The negative terminal of the battery and converter is connected to the "common" side of the circuits used in your coach. As is the negative side of each device in the coach.
If a light fixture (for example) has only one wire(black or red). That wire is the positive side of the circuit and should be connected to the wire going to the light switch on the wall. The base of the fixture if metal, must be attached in some way to the skin/frame of the coach. If plastic, there will be a wire (usually white) which should be connect to the skin in some fashion.
If the light fixture has a black and a white wire, the black wire goes to the positive side and the white goes to the negative ( (common) side (ie skin).
If the fixture has a black and a red wire (ie most pumps) the black wire is common and the red wire goes to the positive side thru a switch.
The discrepancy is due to the different standards between the auto industry and RV manufacturing industry.
In the auto industry:
Red = Positive
Black = Negative or Common (also referred to as ground)

In the RV industry:

Black = Positive
White = Negative or Common (also referred to as ground)

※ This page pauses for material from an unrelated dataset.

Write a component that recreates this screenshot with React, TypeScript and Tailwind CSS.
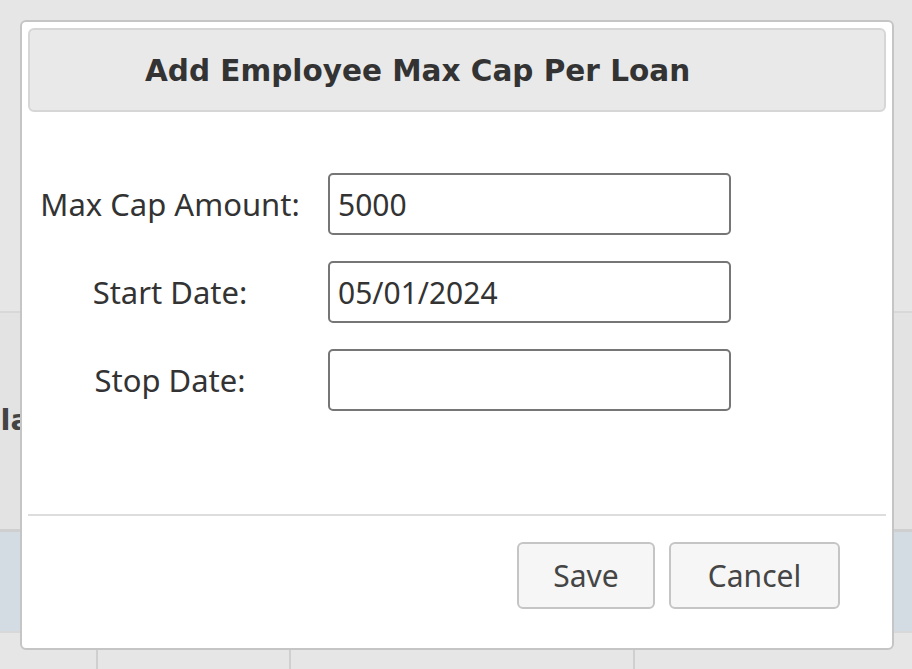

If the pump you have has a red and black wire. The red wire is the positive and the black wire is negative.
If the light fixture you have only has one wire. Usually black and sometimes red. That is the positive side of the electrical circuit. The fixture itself must be electrically connected to the skin with either a wire or thru a brass grommet in the fixture itself.
If the fixture or device has a black and white wire. The black wire is positive and the white wire is negative.